A December report from the Brookings Institution decries the lack of education coverage in today’s media. According to the report, only 1.4 percent of media coverage in the first nine months of 2009 dealt with education.
Moreover, notes the report, reporters are often drawn to the low-hanging fruit, leaving readers with little information about the really key issues, like what or how students should be learning:
Of the education news that is reported across any education level, little relates to school policies and ways to improve the curriculum or learning processes. There was hardly any coverage of school reform, teacher quality, or other matters thought to be crucial for educational attainment. Instead, most stories this year dealt with budget problems, school crime, and the H1N1 flu outbreak.
The report acknowledges that with advertising revenue and circulation numbers plummeting— and newsrooms rife with layoffs— this trend may be hard to reverse. Although the report acknowledges the benefits of tools such as blogs and Facebook pages for providing updates, say on school closings or flu outbreaks, it alleges that such innovations are not enough.
None of these new communication avenues, says the report, “can replace regular, systematic and ongoing coverage of education by news outlets.”
Recommendations range from encouraging reporters to focus on long-term trends (instead of reacting to events) to suggesting that schools encourage students to tackle controversial issues. Below, read them in full:
* Schools need to understand that communications is important to their education mission. Time spent to inform reporters, parents, and the community about what is happening inside schools is a good investment in public understanding.
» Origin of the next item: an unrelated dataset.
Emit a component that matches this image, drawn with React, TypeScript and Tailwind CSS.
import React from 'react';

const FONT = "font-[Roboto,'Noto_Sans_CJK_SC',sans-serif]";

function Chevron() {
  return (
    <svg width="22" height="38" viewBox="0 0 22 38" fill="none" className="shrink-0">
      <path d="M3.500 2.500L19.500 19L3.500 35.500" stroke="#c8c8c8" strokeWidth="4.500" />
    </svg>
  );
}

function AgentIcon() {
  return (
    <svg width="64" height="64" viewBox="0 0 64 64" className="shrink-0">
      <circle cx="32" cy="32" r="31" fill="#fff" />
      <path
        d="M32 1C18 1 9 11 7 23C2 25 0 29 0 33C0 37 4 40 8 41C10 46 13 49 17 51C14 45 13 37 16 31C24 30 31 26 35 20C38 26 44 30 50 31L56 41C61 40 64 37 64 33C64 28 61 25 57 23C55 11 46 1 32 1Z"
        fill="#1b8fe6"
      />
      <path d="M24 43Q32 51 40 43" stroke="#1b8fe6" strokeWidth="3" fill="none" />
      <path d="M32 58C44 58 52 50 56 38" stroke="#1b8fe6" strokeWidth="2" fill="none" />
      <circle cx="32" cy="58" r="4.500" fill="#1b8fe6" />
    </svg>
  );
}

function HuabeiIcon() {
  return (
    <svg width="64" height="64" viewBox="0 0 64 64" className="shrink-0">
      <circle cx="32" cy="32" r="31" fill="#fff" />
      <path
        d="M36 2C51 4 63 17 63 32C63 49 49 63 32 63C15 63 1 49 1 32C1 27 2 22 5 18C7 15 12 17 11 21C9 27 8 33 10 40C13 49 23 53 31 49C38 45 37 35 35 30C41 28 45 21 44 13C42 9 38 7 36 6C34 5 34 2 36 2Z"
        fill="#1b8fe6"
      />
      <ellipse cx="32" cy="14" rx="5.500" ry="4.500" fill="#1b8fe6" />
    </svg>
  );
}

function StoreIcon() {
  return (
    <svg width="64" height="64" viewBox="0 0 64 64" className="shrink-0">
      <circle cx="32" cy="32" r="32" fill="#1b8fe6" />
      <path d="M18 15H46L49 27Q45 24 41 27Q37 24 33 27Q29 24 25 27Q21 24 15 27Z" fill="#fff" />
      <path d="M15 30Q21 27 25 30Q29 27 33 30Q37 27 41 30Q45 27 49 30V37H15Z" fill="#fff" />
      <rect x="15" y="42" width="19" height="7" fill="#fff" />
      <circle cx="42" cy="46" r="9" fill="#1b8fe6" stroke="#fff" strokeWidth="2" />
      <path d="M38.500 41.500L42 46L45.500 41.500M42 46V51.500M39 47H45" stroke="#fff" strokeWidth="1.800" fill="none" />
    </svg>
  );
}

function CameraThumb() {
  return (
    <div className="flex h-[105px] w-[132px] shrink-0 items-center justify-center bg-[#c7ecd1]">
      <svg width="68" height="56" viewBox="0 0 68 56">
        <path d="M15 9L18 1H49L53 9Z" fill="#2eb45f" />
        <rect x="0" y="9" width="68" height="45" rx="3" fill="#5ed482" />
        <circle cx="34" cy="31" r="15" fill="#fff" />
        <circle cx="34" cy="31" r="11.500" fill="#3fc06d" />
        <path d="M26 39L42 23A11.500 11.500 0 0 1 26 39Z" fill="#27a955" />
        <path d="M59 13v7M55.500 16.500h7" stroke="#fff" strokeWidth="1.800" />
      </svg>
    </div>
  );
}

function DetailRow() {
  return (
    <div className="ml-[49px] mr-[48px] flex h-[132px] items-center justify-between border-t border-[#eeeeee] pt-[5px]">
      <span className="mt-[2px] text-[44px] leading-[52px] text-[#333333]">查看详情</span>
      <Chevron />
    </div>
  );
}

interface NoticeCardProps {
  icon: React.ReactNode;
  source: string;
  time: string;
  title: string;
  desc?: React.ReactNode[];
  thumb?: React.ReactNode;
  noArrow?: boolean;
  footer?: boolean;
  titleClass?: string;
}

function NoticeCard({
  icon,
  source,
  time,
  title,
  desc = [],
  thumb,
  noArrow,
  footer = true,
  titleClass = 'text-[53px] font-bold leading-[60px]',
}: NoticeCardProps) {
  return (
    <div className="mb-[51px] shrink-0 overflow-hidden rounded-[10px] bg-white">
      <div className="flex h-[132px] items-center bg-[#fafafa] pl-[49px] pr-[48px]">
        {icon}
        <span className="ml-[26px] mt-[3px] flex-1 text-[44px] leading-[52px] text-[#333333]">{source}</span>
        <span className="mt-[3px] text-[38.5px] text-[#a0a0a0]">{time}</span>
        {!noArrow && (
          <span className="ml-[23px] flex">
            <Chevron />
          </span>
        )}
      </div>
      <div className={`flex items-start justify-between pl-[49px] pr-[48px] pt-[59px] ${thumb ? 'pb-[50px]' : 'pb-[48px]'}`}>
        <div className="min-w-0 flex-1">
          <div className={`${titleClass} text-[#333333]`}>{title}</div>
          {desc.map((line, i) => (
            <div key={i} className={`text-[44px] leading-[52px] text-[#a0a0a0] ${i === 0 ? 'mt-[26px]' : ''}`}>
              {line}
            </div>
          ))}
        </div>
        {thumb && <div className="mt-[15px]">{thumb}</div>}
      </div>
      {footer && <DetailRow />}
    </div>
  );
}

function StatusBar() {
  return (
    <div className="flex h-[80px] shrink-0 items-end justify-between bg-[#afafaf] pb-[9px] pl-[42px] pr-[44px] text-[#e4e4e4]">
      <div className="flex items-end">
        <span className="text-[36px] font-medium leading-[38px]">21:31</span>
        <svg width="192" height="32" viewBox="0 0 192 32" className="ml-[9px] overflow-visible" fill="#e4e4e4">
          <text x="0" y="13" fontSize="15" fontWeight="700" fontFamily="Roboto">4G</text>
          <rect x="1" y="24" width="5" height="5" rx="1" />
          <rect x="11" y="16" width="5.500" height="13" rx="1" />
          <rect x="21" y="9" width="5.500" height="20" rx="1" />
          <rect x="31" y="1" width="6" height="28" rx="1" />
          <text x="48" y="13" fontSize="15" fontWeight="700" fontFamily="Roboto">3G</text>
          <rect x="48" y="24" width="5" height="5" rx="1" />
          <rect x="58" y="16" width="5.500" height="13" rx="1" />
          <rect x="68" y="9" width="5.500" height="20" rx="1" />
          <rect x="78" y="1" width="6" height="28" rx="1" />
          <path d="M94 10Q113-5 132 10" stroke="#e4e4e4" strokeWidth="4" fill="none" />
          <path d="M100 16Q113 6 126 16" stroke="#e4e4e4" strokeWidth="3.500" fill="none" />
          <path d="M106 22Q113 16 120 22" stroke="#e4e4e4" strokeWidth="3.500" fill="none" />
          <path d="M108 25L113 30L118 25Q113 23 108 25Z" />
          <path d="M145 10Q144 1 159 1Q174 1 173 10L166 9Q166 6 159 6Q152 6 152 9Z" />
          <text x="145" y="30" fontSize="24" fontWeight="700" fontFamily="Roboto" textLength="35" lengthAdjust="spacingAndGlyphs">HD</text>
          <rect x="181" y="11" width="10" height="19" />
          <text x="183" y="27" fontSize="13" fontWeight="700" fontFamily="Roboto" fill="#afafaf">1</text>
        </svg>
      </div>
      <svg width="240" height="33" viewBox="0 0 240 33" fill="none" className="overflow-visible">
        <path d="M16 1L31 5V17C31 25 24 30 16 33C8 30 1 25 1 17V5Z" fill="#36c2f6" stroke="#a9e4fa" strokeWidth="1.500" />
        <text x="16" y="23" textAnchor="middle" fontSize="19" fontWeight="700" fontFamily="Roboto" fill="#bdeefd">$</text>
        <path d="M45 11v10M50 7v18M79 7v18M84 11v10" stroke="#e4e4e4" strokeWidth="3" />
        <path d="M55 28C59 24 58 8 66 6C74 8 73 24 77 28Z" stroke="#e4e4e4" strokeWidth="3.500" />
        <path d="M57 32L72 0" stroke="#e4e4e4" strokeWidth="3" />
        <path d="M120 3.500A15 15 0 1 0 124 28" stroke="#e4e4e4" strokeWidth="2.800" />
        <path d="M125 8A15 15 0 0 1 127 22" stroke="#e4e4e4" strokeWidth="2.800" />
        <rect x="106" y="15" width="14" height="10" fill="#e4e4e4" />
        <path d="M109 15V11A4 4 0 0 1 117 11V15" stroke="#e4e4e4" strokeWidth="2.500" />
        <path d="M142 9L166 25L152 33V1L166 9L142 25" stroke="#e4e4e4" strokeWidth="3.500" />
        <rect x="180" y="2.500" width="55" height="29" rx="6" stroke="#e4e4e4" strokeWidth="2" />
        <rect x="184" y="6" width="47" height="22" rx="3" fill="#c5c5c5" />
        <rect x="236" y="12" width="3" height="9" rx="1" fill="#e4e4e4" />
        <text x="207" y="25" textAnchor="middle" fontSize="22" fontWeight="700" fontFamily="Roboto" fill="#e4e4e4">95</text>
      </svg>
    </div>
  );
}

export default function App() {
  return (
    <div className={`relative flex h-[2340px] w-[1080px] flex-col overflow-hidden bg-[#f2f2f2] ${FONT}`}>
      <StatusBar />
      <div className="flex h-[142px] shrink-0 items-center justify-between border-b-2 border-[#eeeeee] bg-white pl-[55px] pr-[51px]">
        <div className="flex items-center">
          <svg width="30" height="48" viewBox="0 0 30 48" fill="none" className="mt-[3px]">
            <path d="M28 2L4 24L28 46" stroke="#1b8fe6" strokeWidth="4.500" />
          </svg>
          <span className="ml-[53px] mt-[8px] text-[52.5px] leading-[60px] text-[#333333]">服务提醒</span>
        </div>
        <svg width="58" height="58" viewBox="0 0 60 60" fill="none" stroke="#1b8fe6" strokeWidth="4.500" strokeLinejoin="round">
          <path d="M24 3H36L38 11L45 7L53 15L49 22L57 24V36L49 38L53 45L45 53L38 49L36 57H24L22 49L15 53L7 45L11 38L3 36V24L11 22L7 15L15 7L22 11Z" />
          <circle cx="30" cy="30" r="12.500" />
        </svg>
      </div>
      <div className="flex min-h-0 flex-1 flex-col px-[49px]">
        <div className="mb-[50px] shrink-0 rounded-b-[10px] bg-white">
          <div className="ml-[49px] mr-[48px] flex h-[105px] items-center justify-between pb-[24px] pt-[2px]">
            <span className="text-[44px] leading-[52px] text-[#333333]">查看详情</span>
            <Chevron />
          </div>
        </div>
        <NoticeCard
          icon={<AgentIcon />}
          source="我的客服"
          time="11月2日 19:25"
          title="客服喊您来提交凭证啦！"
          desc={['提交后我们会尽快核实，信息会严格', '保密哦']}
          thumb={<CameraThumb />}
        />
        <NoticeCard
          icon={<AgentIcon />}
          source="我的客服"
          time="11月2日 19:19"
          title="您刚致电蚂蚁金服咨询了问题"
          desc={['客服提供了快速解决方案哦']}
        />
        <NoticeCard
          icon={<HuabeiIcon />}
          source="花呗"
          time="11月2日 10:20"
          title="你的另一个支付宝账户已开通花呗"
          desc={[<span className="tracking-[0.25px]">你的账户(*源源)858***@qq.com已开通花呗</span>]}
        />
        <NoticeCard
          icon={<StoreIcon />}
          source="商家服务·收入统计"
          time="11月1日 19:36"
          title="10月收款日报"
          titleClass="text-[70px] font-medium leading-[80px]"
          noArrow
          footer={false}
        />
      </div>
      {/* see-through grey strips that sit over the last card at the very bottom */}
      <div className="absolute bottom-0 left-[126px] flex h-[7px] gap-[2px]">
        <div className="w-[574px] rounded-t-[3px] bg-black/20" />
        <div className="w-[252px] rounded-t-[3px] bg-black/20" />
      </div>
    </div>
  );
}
* Young people can be a valuable part of this communications effort through student newspapers, social media, citizen journalism, and other outreach activities. Budget cutbacks are reducing extracurricular activities of all kinds, including student newspapers. Some school officials discourage student reporters from asking difficult questions or raising controversial issues. In fact, student journalism of this kind should be encouraged. Student newspapers often lead the media to important education stories.
* Government officials and education administrators must draw attention to education policy through events, forums, and speeches that highlight noteworthy reforms and discuss ongoing problems and challenges. Public officials have an agenda-setting and problem-definition capacity that can drive news coverage. This is especially the case for community colleges in order to boost their local, regional, and national profile.
* Reporting should become more proactive and less reactive. Much of coverage today is episodic and driven by events. Focusing on long-term trends would help to inform communities about the content of education and ways schools are seeking to move forward.
* Reporters should draw on education research in the way that health care reporters use medical research. Journalists who follow medicine and health often highlight new studies, clinical trials, or other evaluative research that help consumers understand new treatments, new drugs, and new medical therapies. There should be better use of education research that evaluates school reforms, teacher quality, and classroom practices.
* Newspapers and other media outlets that have cut back on education reporting should reconsider these decisions both on public interest grounds, and also because there is widespread interest in the issues surrounding education – on the part of parents especially, but also among employers and other community leaders. It is only through on-going, day-to-day beat reporting that journalists develop an understanding of the subject, gain a sure feel for the issues at stake, and develop sources who keep them informed.
* Media publishers and editors should find ways to integrate quality education blogs and forms of citizen journalism into press outlets. Newspapers could develop their own blogs and community talkbacks, and also provide links to education blogs that already exist in the community. This could help fill the policy void left by staff cutbacks on education beats.
* Foundations and non-profit organizations should focus on developing alternative forms of education coverage both nationally and locally. At both levels, they should encourage more emphasis on reporting about teaching and teaching methods, curricula, course offerings, testing and other issues that directly affect learning and are receiving scant ongoing coverage. They can also encourage both investigative journalism and in-depth reporting of particularly successful (and troubled) schools and school systems.
Hat tip to Alan Gottlieb at Education News Colorado, who spotted the report.